- What you will do
Transcribe every line exactly and omit anything that is a picture.
***** Given information *****
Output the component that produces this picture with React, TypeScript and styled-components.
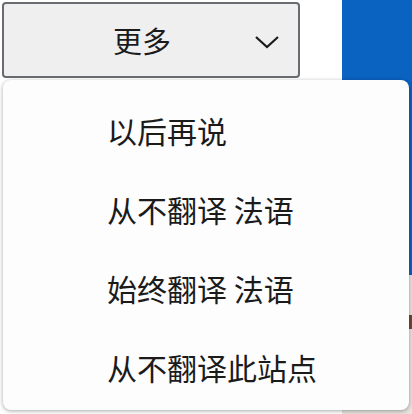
import styled, { createGlobalStyle } from 'styled-components';

const GlobalStyle = createGlobalStyle`
  body {
    margin: 0;
    background: #ffffff;
    font-family: "Noto Sans CJK SC", "Noto Sans", sans-serif;
  }
`;

const S = {
  Page: styled.div`
    position: relative;
    width: 412px;
    height: 414px;
    overflow: hidden;
    display: flex;
    background: #ffffff;
  `,
  Left: styled.div`
    width: 342px;
    padding: 2px 0 0 2px;
    box-sizing: border-box;
  `,
  MoreButton: styled.div`
    width: 298px;
    height: 76px;
    box-sizing: border-box;
    border: 2px solid #696c70;
    border-radius: 4px;
    background: #efefef;
    display: flex;
    align-items: center;
    padding: 0 18px 0 109px;
    color: #1b1b1b;
    font-size: 29px;
  `,
  Chevron: styled.svg`
    margin-left: auto;
    margin-top: 4px;
    width: 26px;
    height: 16px;
  `,
  Side: styled.div`
    flex: 1;
    display: flex;
    flex-direction: column;
  `,
  BluePanel: styled.div`
    height: 275px;
    background: #0a62c1;
  `,
  PhotoPanel: styled.div`
    flex: 1;
    background: #e7e2dd;
    display: flex;
    justify-content: flex-end;
    padding-top: 40px;
  `,
  PhotoMark: styled.div`
    width: 4px;
    height: 14px;
    background: #6b4a36;
  `,
  Menu: styled.div`
    position: absolute;
    left: 3px;
    top: 80px;
    width: 406px;
    height: 330px;
    box-sizing: border-box;
    padding-top: 10px;
    background: #fdfdfe;
    border-radius: 8px;
    box-shadow: 0 1px 4px rgba(0, 0, 0, 0.35);
  `,
  Item: styled.div`
    height: 79px;
    display: flex;
    align-items: center;
    padding-left: 104px;
    color: #1b1b1b;
    font-size: 30px;
    white-space: pre;
  `,
};

const items = ['以后再说', '从不翻译 法语', '始终翻译 法语', '从不翻译此站点'];

const App = () => {
  return (
    <>
      <GlobalStyle />
      <S.Page>
        <S.Left>
          <S.MoreButton>
            <span>更多</span>
            <S.Chevron viewBox="0 0 26 16">
              <path d="M2 3 L13 13 L24 3" fill="none" stroke="#1b1b1b" strokeWidth="2.2" />
            </S.Chevron>
          </S.MoreButton>
        </S.Left>
        <S.Side>
          <S.BluePanel />
          <S.PhotoPanel>
            <S.PhotoMark />
          </S.PhotoPanel>
        </S.Side>
        <S.Menu>
          {items.map((label) => (
            <S.Item key={label}>{label}</S.Item>
          ))}
        </S.Menu>
      </S.Page>
    </>
  );
};

export default App;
*****
- Reply to the task
Output the component that produces this picture with React, TypeScript and styled-components.
import styled, { createGlobalStyle } from 'styled-components';

const GlobalStyle = createGlobalStyle`
  body {
    margin: 0;
    background: #ffffff;
    font-family: "Noto Sans CJK SC", "Noto Sans", sans-serif;
  }
`;

const S = {
  Page: styled.div`
    position: relative;
    width: 412px;
    height: 414px;
    overflow: hidden;
    display: flex;
    background: #ffffff;
  `,
  Left: styled.div`
    width: 342px;
    padding: 2px 0 0 2px;
    box-sizing: border-box;
  `,
  MoreButton: styled.div`
    width: 298px;
    height: 76px;
    box-sizing: border-box;
    border: 2px solid #696c70;
    border-radius: 4px;
    background: #efefef;
    display: flex;
    align-items: center;
    padding: 0 18px 0 109px;
    color: #1b1b1b;
    font-size: 29px;
  `,
  Chevron: styled.svg`
    margin-left: auto;
    margin-top: 4px;
    width: 26px;
    height: 16px;
  `,
  Side: styled.div`
    flex: 1;
    display: flex;
    flex-direction: column;
  `,
  BluePanel: styled.div`
    height: 275px;
    background: #0a62c1;
  `,
  PhotoPanel: styled.div`
    flex: 1;
    background: #e7e2dd;
    display: flex;
    justify-content: flex-end;
    padding-top: 40px;
  `,
  PhotoMark: styled.div`
    width: 4px;
    height: 14px;
    background: #6b4a36;
  `,
  Menu: styled.div`
    position: absolute;
    left: 3px;
    top: 80px;
    width: 406px;
    height: 330px;
    box-sizing: border-box;
    padding-top: 10px;
    background: #fdfdfe;
    border-radius: 8px;
    box-shadow: 0 1px 4px rgba(0, 0, 0, 0.35);
  `,
  Item: styled.div`
    height: 79px;
    display: flex;
    align-items: center;
    padding-left: 104px;
    color: #1b1b1b;
    font-size: 30px;
    white-space: pre;
  `,
};

const items = ['以后再说', '从不翻译 法语', '始终翻译 法语', '从不翻译此站点'];

const App = () => {
  return (
    <>
      <GlobalStyle />
      <S.Page>
        <S.Left>
          <S.MoreButton>
            <span>更多</span>
            <S.Chevron viewBox="0 0 26 16">
              <path d="M2 3 L13 13 L24 3" fill="none" stroke="#1b1b1b" strokeWidth="2.2" />
            </S.Chevron>
          </S.MoreButton>
        </S.Left>
        <S.Side>
          <S.BluePanel />
          <S.PhotoPanel>
            <S.PhotoMark />
          </S.PhotoPanel>
        </S.Side>
        <S.Menu>
          {items.map((label) => (
            <S.Item key={label}>{label}</S.Item>
          ))}
        </S.Menu>
      </S.Page>
    </>
  );
};

export default App;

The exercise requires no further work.